Great article in Wired magazine this month. Clive Thompson talks about how Bill Gates is trying to rescue the earth. Say what you want about Gates, but his humanitarian efforts are outstanding.
Thompson argues the reason Gates is so good at philanthropy is because he gets big numbers. The articles gives some interesting insights into how our brains deal with numbers. From the article:
“In one recent experiment, Slovic presented subjects with a picture of “Rokia,” a starving child in Mali, and asked them how much they’d be willing to give to help feed her. Then he showed a different group photos of two Malinese children — “Rokia and Moussa.” The group presented with two kids gave 15 percent less than those shown just one child. In a related experiment, people were asked to donate money to help a dying child. When a second set of subjects was asked to donate to a group of eight children dying of the same cause, the average donation was 50 percent lower.

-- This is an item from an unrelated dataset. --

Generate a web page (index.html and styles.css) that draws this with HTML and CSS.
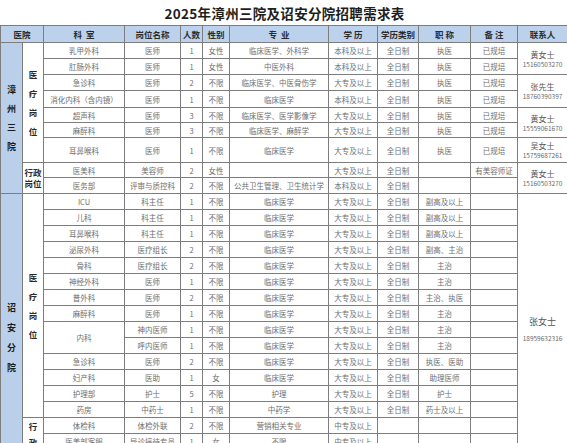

“Slovic suspects this stuff is hardwired. Psychologists have long observed that our ability to discriminate among quantities is finely tuned when dealing with small amounts but quickly degrades as the numbers get larger. We’ll break the bank to save Baby Jessica, but when half of Africa is dying, we’re buying iPhones.
“Which brings me back to Gates. The guy is practically a social cripple, and at times he has seemed to lack human empathy. But he’s also a geek, and geeks are incredibly good at thinking concretely about giant numbers. Their imagination can scale up and down the powers of 10 — mega, giga, tera, peta — because their jobs demand it.
“So maybe that’s why he is able to truly understand mass disease in Africa. We look at the huge numbers and go numb. Gates looks at them and runs the moral algorithm: Preventable death = bad; preventable death x 1 million people = 1 million times as bad.”
Great article about a guy who too often gets a bad rap.